La palette de Bloy tire d’abord sur le rouge. Souvent, ses contes prennent les teintes carminées de la satire, qui en rehaussent les emportements d’une couleur de sang. Dans la notice de présentation, l’auteur des Histoires désobligeantes ne se peint-il pas lui-même comme un « redoutable écrivain si souvent comparé à Juvénal dont il a la force et l’inflexible nature » (JI, I, 977 [28 nov. 1894]) ? À l’image de ce poète satirique, dont l’éloquence passionnée a vilipendé la décadence latine, il prétend dénoncer l’avilissement de son époque et la crise de civilisation qui a suivi l’avènement du monde industriel. Désireux de « dire la vérité à [son] temps d’une manière plus ou moins enveloppée » (J, I, 229 [11 sept. 1898]), il préfère le pouvoir de suggestion de ses anecdotes sanglantes aux arguments rigoureux que l’intelligence suscite. Ses récits allient la moquerie au mépris pour démontrer l’abjection de la vie moderne, souligner ses ridicules et mettre en lumière son absence totale de dignité. En « un raccourci caricatural » (ibid.), Bloy regarde son temps à travers la lentille déformante d’une « ironie militante », qui lui permet de « prendre la mesure du grotesque et de l’absurde ». Dédaignant la rigueur logique du raisonnement, il use des ressources de la fiction pour déconsidérer la doxa bourgeoise, dont l’imposture fait l’objet de ses coups les plus meurtriers.
« L’universelle crapulerie des honnêtes gens » (VI, 292) lui fournit un premier sujet de plaisanterie. Tel un chroniqueur, il se plaît à retracer la vie domestique des notables, dont la fortune toujours mal acquise ne suffit pas à forcer son admiration. Il feint de découvrir que les réputations les mieux établies reposent toutes sur le crime, que les membres de la haute société, tant épris de respectabilité, sont des monstres d’une incroyable cafardise. […]

Les Histoires désobligeantes mettent aussi en lumière le détraquement des mœurs de cette fin de siècle. Dans le privé, les joies simples de l’amour parental ou conjugal ont cédé la place à de bizarres appétits, où la corruption des sentiments les plus naturels produit un effet singulier.  « La Tisane » retrace les desseins meurtriers d’une veuve qui accepte d’empoisonner son fils pour satisfaire un amant qui ne veut pas « être beau- père » (VI, 196). « Jocaste sur le trottoir » transpose la tragédie d’Œdipe dans une famille moderne : un père poursuit son fils de sa haine et le pousse à son insu dans les bras de sa mère, qu’il a fait passer pour morte à ses yeux. Ailleurs, après avoir fait sombrer son époux dans la folie, une mère accule sa fille et son gendre au suicide, parce qu’ils ont eu le tort de la négliger en se mariant. L’horreur atteint son comble et verse dans le ridicule lorsque cette femme d’une « malice exécrable » (VI, 272) entend passer pour une « Martyre » (VI, 273). […]

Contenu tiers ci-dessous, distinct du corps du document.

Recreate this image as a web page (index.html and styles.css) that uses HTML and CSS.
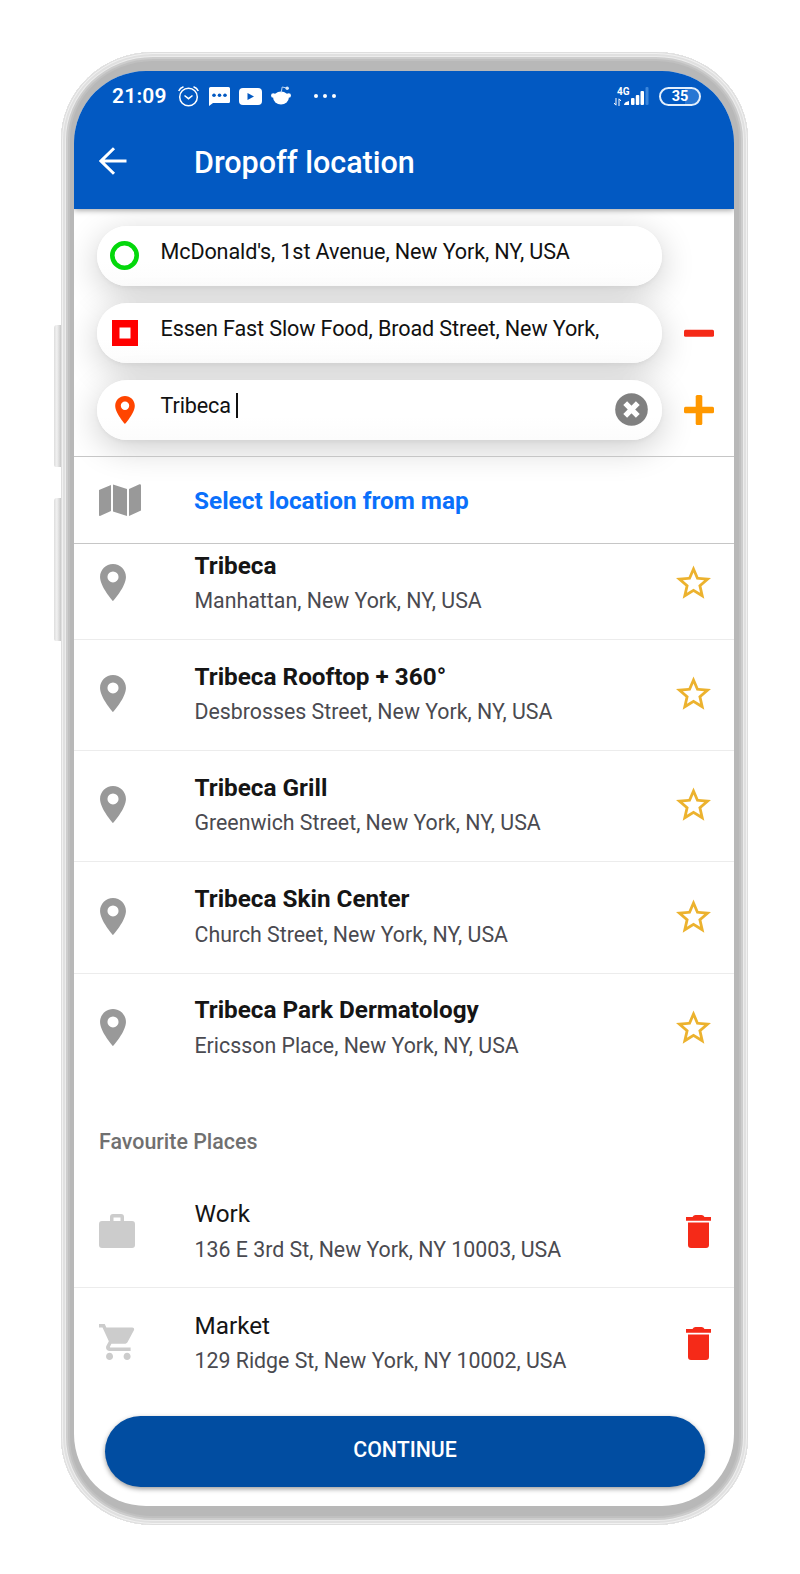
FILE: index.html
```html
<!DOCTYPE html>
<html lang="en">
<head>
<meta charset="utf-8">
<title>Dropoff location</title>
<link rel="stylesheet" href="styles.css">
</head>
<body>
<svg width="0" height="0" class="defs">
  <symbol id="pin" viewBox="5 2 14 20"><path d="M12 2C8.13 2 5 5.13 5 9c0 5.25 7 13 7 13s7-7.75 7-13c0-3.87-3.13-7-7-7zm0 10a3 3 0 1 1 0-6 3 3 0 0 1 0 6z"/></symbol>
  <symbol id="star" viewBox="2 2 20 19"><path d="M22 9.24l-7.19-.62L12 2 9.19 8.63 2 9.24l5.46 4.73L5.82 21 12 17.27 18.18 21l-1.63-7.03L22 9.24zM12 15.4l-3.76 2.27 1-4.28-3.32-2.88 4.38-.38L12 6.1l1.71 4.04 4.38.38-3.32 2.88 1 4.28L12 15.4z"/></symbol>
  <symbol id="trash" viewBox="0 0 25 33"><path d="M0 2h6.500q1-2 3-2h6q2 0 3 2H25v3.800H0zM2 7.500h21V30q0 3-3 3H5q-3 0-3-3z"/></symbol>
</svg>
<div class="stage">
  <div class="side-button upper"></div>
  <div class="side-button lower"></div>
  <div class="phone">
    <div class="screen">
      <header class="top">
        <div class="status">
          <span class="clock">21:09</span>
          <svg class="s-alarm" width="21" height="21" viewBox="0 0 21 21" fill="none" stroke="#fff" stroke-width="1.500"><circle cx="10.500" cy="11" r="8.800"/><path d="M6.500 9.500l4 3.200 4-3.200M.7 5Q2 2 5.500.8M20.300 5Q19 2 15.500.8"/></svg>
          <svg class="s-chat" width="21" height="19" viewBox="0 0 21 19"><path fill="#fff" d="M1.500 0h18Q21 0 21 1.500v13q0 1.500-1.500 1.500H4l-4 3V1.500Q0 0 1.500 0z"/><g fill="#0259c2"><circle cx="5" cy="8.200" r="1.800"/><circle cx="10.500" cy="8.200" r="1.800"/><circle cx="16" cy="8.200" r="1.800"/></g></svg>
          <svg class="s-tube" width="23" height="17" viewBox="0 0 23 17"><rect width="23" height="17" rx="4" fill="#fff"/><path fill="#0259c2" d="M8.500 5l6.500 3.500L8.500 12z"/></svg>
          <svg class="s-reddit" width="20" height="19" viewBox="0 0 20 19"><ellipse cx="10" cy="12" rx="7.800" ry="6.500" fill="#fff"/><circle cx="2.300" cy="9.500" r="2.300" fill="#fff"/><circle cx="17.700" cy="9.500" r="2.300" fill="#fff"/><path d="M10.200 6.500L11.200 1l4.500 1" fill="none" stroke="#b9d3f2" stroke-width="1"/><circle cx="16.200" cy="2.200" r="1.700" fill="#d9e8f8"/></svg>
          <svg class="s-dots" width="22" height="4" viewBox="0 0 22 4" fill="#fff"><circle cx="2" cy="2" r="2"/><circle cx="11" cy="2" r="2"/><circle cx="20" cy="2" r="2"/></svg>
          <span class="net"><span class="g4">4G</span>
            <svg width="7" height="8" viewBox="0 0 7 8" fill="none" stroke="#fff"><path d="M2 0v7M2 7.300L0 5M5 8V1M5 .7L7 3"/></svg></span>
          <svg class="s-signal" width="25" height="18" viewBox="0 0 25 18" fill="#fff"><path d="M0 18q0-3 5-4v4z"/><rect x="7" y="11" width="3.500" height="7" rx="1"/><rect x="11.800" y="8" width="3.500" height="10" rx="1"/><rect x="16.500" y="4" width="3.500" height="14" rx="1"/><rect x="21.500" y="0" width="3" height="18" rx="1" fill="#3a86dc"/></svg>
          <span class="battery">35</span>
        </div>
        <div class="bar">
          <svg class="back" width="28" height="28" viewBox="0 0 28 28" fill="none" stroke="#fff" stroke-width="3"><path d="M27.500 14H2M15 1.300L2 14l13 12.700"/></svg>
          <h1>Dropoff location</h1>
        </div>
      </header>
      <section class="stops">
        <div class="stop">
          <div class="field">
            <span class="mark"><svg width="29" height="29" viewBox="0 0 29 29"><circle cx="14.500" cy="14.500" r="12.200" fill="none" stroke="#04d80c" stroke-width="4.600"/></svg></span>
            <span class="value">McDonald's, 1st Avenue, New York, NY, USA</span>
          </div>
        </div>
        <div class="stop">
          <div class="field">
            <span class="mark"><svg width="26" height="26" viewBox="0 0 26 26"><path fill="#f00" fill-rule="evenodd" d="M0 0h26v26H0zM7.500 7.500v11h11v-11z"/></svg></span>
            <span class="value">Essen Fast Slow Food, Broad Street, New York,</span>
          </div>
          <svg class="action" width="30" height="30" viewBox="0 0 30 30"><rect y="11.700" width="30" height="7" rx="1.500" fill="#f52a18"/></svg>
        </div>
        <div class="stop">
          <div class="field">
            <span class="mark"><svg width="20" height="28" fill="#ff4500"><use href="#pin"/></svg></span>
            <span class="value">Tribeca<i class="caret"></i></span>
            <svg class="clear" width="33" height="33" viewBox="0 0 33 33"><circle cx="16.500" cy="16.500" r="16.300" fill="#808080"/><path d="M10.200 10.200l12.600 12.600M22.800 10.200L10.200 22.800" stroke="#fff" stroke-width="5.400"/></svg>
          </div>
          <svg class="action" width="30" height="30" viewBox="0 0 30 30" fill="#ff9800"><rect y="11.700" width="30" height="6.600" rx="1.500"/><rect x="11.700" width="6.600" height="30" rx="1.500"/></svg>
        </div>
      </section>
      <div class="map-link">
        <svg width="42" height="33" viewBox="0 0 42 33" fill="#999"><path d="M0 6L12 1v26L1.500 31.800Q0 32.500 0 31zM14 .5L28 5v27L14 27.500zM30 5L40.500.3Q42 0 42 1.500v25L30 32z"/></svg>
        <a>Select location from map</a>
      </div>
      <ul class="list results">
        <li><svg class="pin"><use href="#pin"/></svg><div><b>Tribeca</b><p>Manhattan, New York, NY, USA</p></div><svg class="star"><use href="#star"/></svg></li>
        <li><svg class="pin"><use href="#pin"/></svg><div><b>Tribeca Rooftop + 360°</b><p>Desbrosses Street, New York, NY, USA</p></div><svg class="star"><use href="#star"/></svg></li>
        <li><svg class="pin"><use href="#pin"/></svg><div><b>Tribeca Grill</b><p>Greenwich Street, New York, NY, USA</p></div><svg class="star"><use href="#star"/></svg></li>
        <li><svg class="pin"><use href="#pin"/></svg><div><b>Tribeca Skin Center</b><p>Church Street, New York, NY, USA</p></div><svg class="star"><use href="#star"/></svg></li>
        <li><svg class="pin"><use href="#pin"/></svg><div><b>Tribeca Park Dermatology</b><p>Ericsson Place, New York, NY, USA</p></div><svg class="star"><use href="#star"/></svg></li>
      </ul>
      <h2>Favourite Places</h2>
      <ul class="list favourites">
        <li><svg class="fav" viewBox="0 0 36 36"><path fill-rule="evenodd" d="M11 8V4q0-3 3-3h8q3 0 3 3v4h8q3 0 3 3v21q0 3-3 3H3q-3 0-3-3V11q0-3 3-3zM14.500 4.500V8h7V4.500z"/></svg><div><b>Work</b><p>136 E 3rd St, New York, NY 10003, USA</p></div><svg class="trash"><use href="#trash"/></svg></li>
        <li><svg class="fav" viewBox="1 2 20.500 20" preserveAspectRatio="none"><path d="M7 18c-1.100 0-1.990.9-1.990 2S5.900 22 7 22s2-.9 2-2-.9-2-2-2zM1 2v2h2l3.600 7.590-1.350 2.450c-.16.280-.25.610-.25.960 0 1.100.9 2 2 2h12v-2H7.420c-.14 0-.25-.11-.25-.25l.03-.12.900-1.630h7.450c.750 0 1.410-.41 1.750-1.030l3.580-6.490c.08-.14.120-.31.120-.48 0-.55-.45-1-1-1H5.210l-.94-2H1zm16 16c-1.100 0-1.990.9-1.990 2s.89 2 1.990 2 2-.9 2-2-.9-2-2-2z"/></svg><div><b>Market</b><p>129 Ridge St, New York, NY 10002, USA</p></div><svg class="trash"><use href="#trash"/></svg></li>
      </ul>
      <button class="continue">CONTINUE</button>
    </div>
  </div>
</div>
</body>
</html>
```
FILE: styles.css
```css
* { box-sizing: border-box; }
body { margin: 0; background: #fff; font-family: Roboto, "Liberation Sans", sans-serif; }
h1, h2, p, ul { margin: 0; padding: 0; }
svg { display: block; flex: none; }
.defs { position: absolute; }
.stage { position: relative; width: 800px; height: 1574px; padding: 52px 52px 49px 61px; }

/* device frame */
.phone {
  width: 687px; height: 1473px; padding: 19px 14px 19px 13px; border-radius: 92px / 88px;
  background: #b8b8b8;
  box-shadow: inset 0 0 0 1px #dedede, inset 0 0 0 2px #f1f1f1, inset 0 0 0 4px #e0e0e0,
    inset 0 0 0 5px #ececec, inset 0 0 0 7px #cdcdcd, inset 0 0 0 9px #c0c0c0;
}
.side-button {
  position: absolute; left: 54px; width: 7px; border-radius: 3px 0 0 2px;
  background: linear-gradient(90deg, #ddd, #f1f1f1 40%, #c9c9c9);
}
.side-button.upper { top: 325px; height: 142px; }
.side-button.lower { top: 498px; height: 143px; }
.screen {
  width: 660px; height: 1435px; border-radius: 72px; overflow: hidden; background: #fff;
  display: flex; flex-direction: column;
}

/* header */
.top { position: relative; z-index: 2; flex: none; height: 137.500px; background: #0259c2; color: #fff; box-shadow: 0 1px 6px rgba(0,0,0,.4); }
.status { display: flex; height: 50px; padding: 0 33px 0 38px; align-items: center; }
.clock { width: 66px; font-size: 21px; font-weight: 600; letter-spacing: .2px; }
.s-chat { margin: 1px 0 0 10px; }
.s-tube { margin-left: 9px; }
.s-reddit { margin: -2px 0 0 9px; }
.s-dots { margin-left: 23px; }
.net { margin-left: auto; width: 16px; height: 20px; }
.g4 { display: block; padding-left: 3px; font-size: 10px; line-height: 11px; font-weight: 700; margin-bottom: 1px; }
.s-signal { margin: -1px 10px 0 -6px; }
.battery { width: 42px; height: 19px; border: 2px solid #e3effc; border-radius: 10px; background: linear-gradient(90deg, transparent 62%, #2877d3 62%); font-size: 14.500px; font-weight: 700; line-height: 15px; text-align: center; }
.bar { display: flex; height: 87px; padding: 0 25px; align-items: center; }
.back { margin-top: -7px; }
h1 { margin: -5px 0 0 67px; font-size: 30.500px; font-weight: 500; }

/* stops */
.stops { flex: none; height: 247.500px; padding: 17px 22px 0 23px; display: flex; flex-direction: column; gap: 17px; }
.stop { display: flex; align-items: center; gap: 22px; height: 60px; }
.field { display: flex; flex: none; width: 565px; height: 60px; padding-right: 14px; align-items: center; border-radius: 30px; background: linear-gradient(#fff 60%, #fcfcfc); box-shadow: 0 8px 34px rgba(0,0,0,.2), 0 2px 4px rgba(0,0,0,.04); }
.mark { width: 55px; display: flex; justify-content: center; }
.value { flex: 1; display: flex; margin: -7px 0 0 8.500px; font-size: 21.600px; letter-spacing: -.13px; line-height: 26px; white-space: nowrap; color: #111; }
.caret { width: 2px; height: 25px; margin: 0 0 0 5px; background: #111; }
.map-link { flex: none; height: 88px; display: flex; align-items: center; gap: 53px; padding-left: 25px; border-top: 1px solid #c6c6c6; border-bottom: 1px solid #c6c6c6; font-size: 24.350px; font-weight: 700; color: #0a70fb; }
.map-link a { margin-top: 1px; }

/* lists */
.list { flex: none; list-style: none; }
li { display: flex; height: 111.200px; align-items: flex-end; padding: 0 23px 0 25px; border-bottom: 1.500px solid #ececec; }
li:last-child { border-bottom-color: transparent; }
.results li:first-child { height: 96px; }
li div { flex: 1; padding-bottom: 20px; white-space: nowrap; }
.results li div { padding-bottom: 21px; }
li b { display: block; font-size: 24.300px; line-height: 28px; font-weight: 700; color: #151515; }
li p { margin-top: 3.500px; font-size: 21.330px; line-height: 35px; color: #4a4a50; }
.favourites b { font-weight: 400; }
.pin { width: 28px; height: 37px; margin: 0 67.500px 38px 0; fill: #999; }
.star { width: 35px; height: 34px; margin: 0 0 40px -35px; fill: #ecb22e; }
.fav { width: 36px; height: 36px; margin: 0 59.500px 38px 0; fill: #ccc; }
.trash { width: 25px; height: 33px; margin: 0 0 38.500px -25px; fill: #f52a18; }
h2 { flex: none; height: 92px; padding: 43px 0 0 25px; font-size: 21.400px; line-height: 28px; font-weight: 500; color: #707070; }
.continue { flex: none; width: 600px; height: 71px; margin: 16.500px 0 0 31px; border: 0; border-radius: 36px; background: #014da1; box-shadow: 0 2px 5px rgba(0,0,0,.4); color: #fff; font: 500 21.300px/68px Roboto, "Liberation Sans", sans-serif; padding: 0 0 3px; }
```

Parmi toutes les cibles qu’il vise de ses traits, Bloy réserve une place particulière aux inventions dont s’enorgueillissent habituellement les modernes. Pourfendeur de la bicyclette, de l’automobile et du téléphone, « cet irresponsable véhicule des turpitudes ou des sottises contemporaines » (VI, 279), il préfère le Fiat lux de la Genèse aux enchantements de la fée Électricité. […]  Le progrès technique aggrave la corruption humaine, en lui donnant des moyens plus sûrs et plus rapides de se manifester. Ses méfaits accompagnent la faillite intellectuelle de la France, que révèle la disparition de toute grandeur littéraire. Bloy se montre particulièrement prompt à dénoncer cette décadence, que son expérience de la République des lettres lui a donné l’occasion d’éprouver. […]
Sa verve satirique participe tout à la fois du sentiment de posséder la vérité, du désir de la propager, de l’ambition de faire des adeptes et de provoquer un sursaut dans les âmes robustes. Dans ses commentaires de l’œuvre, Bloy a constamment insisté sur cet aspect, qui constitue la source la moins originale de son rire. Sa conception de la satire s’écarte pourtant de l’usage classique, qui renforce toujours l’ordre établi et veille à sa cohésion, en dénonçant le ridicule de toutes les déviations. Car, lorsque l’écrivain entreprend « l’histoire horrible de nos mœurs » (J, I, 229 [11 sept. 1898]), les valeurs morales qu’il défend ne sont pas celles de la multitude. Son ardeur dans la lutte ne saurait cacher la solitude de sa voix qui clame ses certitudes dans le désert. Même s’il prend pour modèles les satiriques de la décadence latine, son rire de combat s’enracine essentiellement dans la Bible. Un tel rire est surtout l’apanage des prophètes : creusant le fossé entre l’absolu que révèrent ces solitaires et le cloaque du monde moderne, il vise à désacraliser les idées bourgeoises.